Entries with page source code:
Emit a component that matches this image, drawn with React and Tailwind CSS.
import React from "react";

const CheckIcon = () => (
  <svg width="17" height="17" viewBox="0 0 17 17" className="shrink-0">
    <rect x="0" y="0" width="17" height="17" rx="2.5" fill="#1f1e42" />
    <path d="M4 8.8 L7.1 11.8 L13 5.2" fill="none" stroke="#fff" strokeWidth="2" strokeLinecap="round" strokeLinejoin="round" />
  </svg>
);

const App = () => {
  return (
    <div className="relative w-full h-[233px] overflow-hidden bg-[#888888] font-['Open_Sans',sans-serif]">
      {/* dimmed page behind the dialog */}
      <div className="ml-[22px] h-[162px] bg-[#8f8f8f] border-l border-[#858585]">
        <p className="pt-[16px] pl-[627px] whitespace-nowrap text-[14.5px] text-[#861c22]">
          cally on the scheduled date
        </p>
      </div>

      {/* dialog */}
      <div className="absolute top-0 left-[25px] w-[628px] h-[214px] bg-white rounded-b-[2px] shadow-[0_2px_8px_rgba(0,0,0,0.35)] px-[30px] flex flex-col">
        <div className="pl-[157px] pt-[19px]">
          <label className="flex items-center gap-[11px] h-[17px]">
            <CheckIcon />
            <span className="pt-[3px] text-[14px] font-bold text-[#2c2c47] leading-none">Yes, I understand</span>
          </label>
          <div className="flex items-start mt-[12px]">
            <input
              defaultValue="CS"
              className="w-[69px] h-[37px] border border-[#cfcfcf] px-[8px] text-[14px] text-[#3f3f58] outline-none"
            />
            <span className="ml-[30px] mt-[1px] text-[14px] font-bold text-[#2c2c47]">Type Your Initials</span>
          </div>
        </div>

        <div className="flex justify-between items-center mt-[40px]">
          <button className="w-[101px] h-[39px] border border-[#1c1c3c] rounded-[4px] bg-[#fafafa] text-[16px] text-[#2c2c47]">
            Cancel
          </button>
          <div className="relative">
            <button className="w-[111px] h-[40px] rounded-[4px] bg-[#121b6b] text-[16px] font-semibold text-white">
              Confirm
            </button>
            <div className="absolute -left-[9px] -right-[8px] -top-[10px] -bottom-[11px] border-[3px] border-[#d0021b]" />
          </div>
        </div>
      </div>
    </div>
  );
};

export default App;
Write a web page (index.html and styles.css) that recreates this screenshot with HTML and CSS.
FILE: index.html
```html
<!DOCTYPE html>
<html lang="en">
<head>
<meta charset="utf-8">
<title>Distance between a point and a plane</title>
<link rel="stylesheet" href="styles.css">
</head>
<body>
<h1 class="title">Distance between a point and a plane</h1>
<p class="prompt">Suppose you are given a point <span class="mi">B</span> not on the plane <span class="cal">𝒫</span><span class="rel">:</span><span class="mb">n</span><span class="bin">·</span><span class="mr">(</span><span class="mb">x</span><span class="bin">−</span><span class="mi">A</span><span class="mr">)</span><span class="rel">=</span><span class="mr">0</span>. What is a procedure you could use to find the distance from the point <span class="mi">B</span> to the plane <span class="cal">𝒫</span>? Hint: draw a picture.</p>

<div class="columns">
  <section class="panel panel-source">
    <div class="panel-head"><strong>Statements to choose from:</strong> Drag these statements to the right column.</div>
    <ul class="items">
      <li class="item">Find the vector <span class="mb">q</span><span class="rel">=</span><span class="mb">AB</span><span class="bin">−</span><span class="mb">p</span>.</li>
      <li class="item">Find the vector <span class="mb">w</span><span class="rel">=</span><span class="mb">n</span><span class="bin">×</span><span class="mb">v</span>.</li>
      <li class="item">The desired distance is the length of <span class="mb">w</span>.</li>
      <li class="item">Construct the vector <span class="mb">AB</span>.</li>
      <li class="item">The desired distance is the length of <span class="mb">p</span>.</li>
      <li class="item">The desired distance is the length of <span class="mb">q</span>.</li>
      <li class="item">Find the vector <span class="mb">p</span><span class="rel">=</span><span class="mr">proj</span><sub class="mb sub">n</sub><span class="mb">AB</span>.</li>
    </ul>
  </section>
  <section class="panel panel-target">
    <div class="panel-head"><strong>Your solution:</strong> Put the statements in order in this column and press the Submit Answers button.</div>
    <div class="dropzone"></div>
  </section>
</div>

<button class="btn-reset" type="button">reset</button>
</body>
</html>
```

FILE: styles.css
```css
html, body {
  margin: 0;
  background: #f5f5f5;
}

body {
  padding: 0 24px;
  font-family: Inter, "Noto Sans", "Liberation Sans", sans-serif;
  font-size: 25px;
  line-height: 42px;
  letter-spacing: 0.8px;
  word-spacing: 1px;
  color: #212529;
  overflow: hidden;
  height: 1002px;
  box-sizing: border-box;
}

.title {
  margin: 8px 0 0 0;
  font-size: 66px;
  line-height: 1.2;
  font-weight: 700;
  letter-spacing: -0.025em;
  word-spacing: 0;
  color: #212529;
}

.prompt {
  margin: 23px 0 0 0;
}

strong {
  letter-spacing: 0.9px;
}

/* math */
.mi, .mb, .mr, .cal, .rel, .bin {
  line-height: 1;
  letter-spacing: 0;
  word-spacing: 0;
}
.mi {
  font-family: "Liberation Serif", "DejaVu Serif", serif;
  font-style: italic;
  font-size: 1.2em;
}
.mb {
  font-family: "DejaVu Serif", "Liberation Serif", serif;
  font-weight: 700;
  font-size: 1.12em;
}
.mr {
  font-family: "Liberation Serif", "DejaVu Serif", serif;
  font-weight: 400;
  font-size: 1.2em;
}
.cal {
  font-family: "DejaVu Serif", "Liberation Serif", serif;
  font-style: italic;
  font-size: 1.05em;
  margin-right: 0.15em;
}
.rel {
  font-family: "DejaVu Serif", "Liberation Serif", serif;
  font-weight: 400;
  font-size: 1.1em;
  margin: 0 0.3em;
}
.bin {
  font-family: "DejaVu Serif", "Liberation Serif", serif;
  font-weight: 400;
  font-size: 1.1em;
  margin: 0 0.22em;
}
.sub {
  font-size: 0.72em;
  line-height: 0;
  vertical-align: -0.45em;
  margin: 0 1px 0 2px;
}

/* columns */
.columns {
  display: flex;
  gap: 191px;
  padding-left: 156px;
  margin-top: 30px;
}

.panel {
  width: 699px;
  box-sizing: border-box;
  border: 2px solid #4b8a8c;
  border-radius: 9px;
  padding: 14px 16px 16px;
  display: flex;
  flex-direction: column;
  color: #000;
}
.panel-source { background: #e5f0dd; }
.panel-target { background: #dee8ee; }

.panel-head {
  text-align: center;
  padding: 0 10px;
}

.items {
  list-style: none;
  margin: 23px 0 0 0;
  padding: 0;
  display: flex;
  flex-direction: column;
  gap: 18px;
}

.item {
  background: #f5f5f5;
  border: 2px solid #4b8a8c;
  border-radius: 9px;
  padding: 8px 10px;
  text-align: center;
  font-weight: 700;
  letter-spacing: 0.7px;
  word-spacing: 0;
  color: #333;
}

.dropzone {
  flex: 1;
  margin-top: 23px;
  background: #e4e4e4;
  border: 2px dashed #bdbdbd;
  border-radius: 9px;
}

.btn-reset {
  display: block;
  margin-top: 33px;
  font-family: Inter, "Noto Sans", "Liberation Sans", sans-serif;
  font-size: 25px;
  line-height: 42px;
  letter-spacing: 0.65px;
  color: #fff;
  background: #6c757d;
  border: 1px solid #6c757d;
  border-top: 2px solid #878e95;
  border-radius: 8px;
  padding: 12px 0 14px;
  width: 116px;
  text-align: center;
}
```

Objective:
Take the entries above and transcribe them exactly.

Written response:
Emit a component that matches this image, drawn with React and Tailwind CSS.
import React from "react";

const CheckIcon = () => (
  <svg width="17" height="17" viewBox="0 0 17 17" className="shrink-0">
    <rect x="0" y="0" width="17" height="17" rx="2.5" fill="#1f1e42" />
    <path d="M4 8.8 L7.1 11.8 L13 5.2" fill="none" stroke="#fff" strokeWidth="2" strokeLinecap="round" strokeLinejoin="round" />
  </svg>
);

const App = () => {
  return (
    <div className="relative w-full h-[233px] overflow-hidden bg-[#888888] font-['Open_Sans',sans-serif]">
      {/* dimmed page behind the dialog */}
      <div className="ml-[22px] h-[162px] bg-[#8f8f8f] border-l border-[#858585]">
        <p className="pt-[16px] pl-[627px] whitespace-nowrap text-[14.5px] text-[#861c22]">
          cally on the scheduled date
        </p>
      </div>

      {/* dialog */}
      <div className="absolute top-0 left-[25px] w-[628px] h-[214px] bg-white rounded-b-[2px] shadow-[0_2px_8px_rgba(0,0,0,0.35)] px-[30px] flex flex-col">
        <div className="pl-[157px] pt-[19px]">
          <label className="flex items-center gap-[11px] h-[17px]">
            <CheckIcon />
            <span className="pt-[3px] text-[14px] font-bold text-[#2c2c47] leading-none">Yes, I understand</span>
          </label>
          <div className="flex items-start mt-[12px]">
            <input
              defaultValue="CS"
              className="w-[69px] h-[37px] border border-[#cfcfcf] px-[8px] text-[14px] text-[#3f3f58] outline-none"
            />
            <span className="ml-[30px] mt-[1px] text-[14px] font-bold text-[#2c2c47]">Type Your Initials</span>
          </div>
        </div>

        <div className="flex justify-between items-center mt-[40px]">
          <button className="w-[101px] h-[39px] border border-[#1c1c3c] rounded-[4px] bg-[#fafafa] text-[16px] text-[#2c2c47]">
            Cancel
          </button>
          <div className="relative">
            <button className="w-[111px] h-[40px] rounded-[4px] bg-[#121b6b] text-[16px] font-semibold text-white">
              Confirm
            </button>
            <div className="absolute -left-[9px] -right-[8px] -top-[10px] -bottom-[11px] border-[3px] border-[#d0021b]" />
          </div>
        </div>
      </div>
    </div>
  );
};

export default App;
Write a web page (index.html and styles.css) that recreates this screenshot with HTML and CSS.
FILE: index.html
```html
<!DOCTYPE html>
<html lang="en">
<head>
<meta charset="utf-8">
<title>Distance between a point and a plane</title>
<link rel="stylesheet" href="styles.css">
</head>
<body>
<h1 class="title">Distance between a point and a plane</h1>
<p class="prompt">Suppose you are given a point <span class="mi">B</span> not on the plane <span class="cal">𝒫</span><span class="rel">:</span><span class="mb">n</span><span class="bin">·</span><span class="mr">(</span><span class="mb">x</span><span class="bin">−</span><span class="mi">A</span><span class="mr">)</span><span class="rel">=</span><span class="mr">0</span>. What is a procedure you could use to find the distance from the point <span class="mi">B</span> to the plane <span class="cal">𝒫</span>? Hint: draw a picture.</p>

<div class="columns">
  <section class="panel panel-source">
    <div class="panel-head"><strong>Statements to choose from:</strong> Drag these statements to the right column.</div>
    <ul class="items">
      <li class="item">Find the vector <span class="mb">q</span><span class="rel">=</span><span class="mb">AB</span><span class="bin">−</span><span class="mb">p</span>.</li>
      <li class="item">Find the vector <span class="mb">w</span><span class="rel">=</span><span class="mb">n</span><span class="bin">×</span><span class="mb">v</span>.</li>
      <li class="item">The desired distance is the length of <span class="mb">w</span>.</li>
      <li class="item">Construct the vector <span class="mb">AB</span>.</li>
      <li class="item">The desired distance is the length of <span class="mb">p</span>.</li>
      <li class="item">The desired distance is the length of <span class="mb">q</span>.</li>
      <li class="item">Find the vector <span class="mb">p</span><span class="rel">=</span><span class="mr">proj</span><sub class="mb sub">n</sub><span class="mb">AB</span>.</li>
    </ul>
  </section>
  <section class="panel panel-target">
    <div class="panel-head"><strong>Your solution:</strong> Put the statements in order in this column and press the Submit Answers button.</div>
    <div class="dropzone"></div>
  </section>
</div>

<button class="btn-reset" type="button">reset</button>
</body>
</html>
```

FILE: styles.css
```css
html, body {
  margin: 0;
  background: #f5f5f5;
}

body {
  padding: 0 24px;
  font-family: Inter, "Noto Sans", "Liberation Sans", sans-serif;
  font-size: 25px;
  line-height: 42px;
  letter-spacing: 0.8px;
  word-spacing: 1px;
  color: #212529;
  overflow: hidden;
  height: 1002px;
  box-sizing: border-box;
}

.title {
  margin: 8px 0 0 0;
  font-size: 66px;
  line-height: 1.2;
  font-weight: 700;
  letter-spacing: -0.025em;
  word-spacing: 0;
  color: #212529;
}

.prompt {
  margin: 23px 0 0 0;
}

strong {
  letter-spacing: 0.9px;
}

/* math */
.mi, .mb, .mr, .cal, .rel, .bin {
  line-height: 1;
  letter-spacing: 0;
  word-spacing: 0;
}
.mi {
  font-family: "Liberation Serif", "DejaVu Serif", serif;
  font-style: italic;
  font-size: 1.2em;
}
.mb {
  font-family: "DejaVu Serif", "Liberation Serif", serif;
  font-weight: 700;
  font-size: 1.12em;
}
.mr {
  font-family: "Liberation Serif", "DejaVu Serif", serif;
  font-weight: 400;
  font-size: 1.2em;
}
.cal {
  font-family: "DejaVu Serif", "Liberation Serif", serif;
  font-style: italic;
  font-size: 1.05em;
  margin-right: 0.15em;
}
.rel {
  font-family: "DejaVu Serif", "Liberation Serif", serif;
  font-weight: 400;
  font-size: 1.1em;
  margin: 0 0.3em;
}
.bin {
  font-family: "DejaVu Serif", "Liberation Serif", serif;
  font-weight: 400;
  font-size: 1.1em;
  margin: 0 0.22em;
}
.sub {
  font-size: 0.72em;
  line-height: 0;
  vertical-align: -0.45em;
  margin: 0 1px 0 2px;
}

/* columns */
.columns {
  display: flex;
  gap: 191px;
  padding-left: 156px;
  margin-top: 30px;
}

.panel {
  width: 699px;
  box-sizing: border-box;
  border: 2px solid #4b8a8c;
  border-radius: 9px;
  padding: 14px 16px 16px;
  display: flex;
  flex-direction: column;
  color: #000;
}
.panel-source { background: #e5f0dd; }
.panel-target { background: #dee8ee; }

.panel-head {
  text-align: center;
  padding: 0 10px;
}

.items {
  list-style: none;
  margin: 23px 0 0 0;
  padding: 0;
  display: flex;
  flex-direction: column;
  gap: 18px;
}

.item {
  background: #f5f5f5;
  border: 2px solid #4b8a8c;
  border-radius: 9px;
  padding: 8px 10px;
  text-align: center;
  font-weight: 700;
  letter-spacing: 0.7px;
  word-spacing: 0;
  color: #333;
}

.dropzone {
  flex: 1;
  margin-top: 23px;
  background: #e4e4e4;
  border: 2px dashed #bdbdbd;
  border-radius: 9px;
}

.btn-reset {
  display: block;
  margin-top: 33px;
  font-family: Inter, "Noto Sans", "Liberation Sans", sans-serif;
  font-size: 25px;
  line-height: 42px;
  letter-spacing: 0.65px;
  color: #fff;
  background: #6c757d;
  border: 1px solid #6c757d;
  border-top: 2px solid #878e95;
  border-radius: 8px;
  padding: 12px 0 14px;
  width: 116px;
  text-align: center;
}
```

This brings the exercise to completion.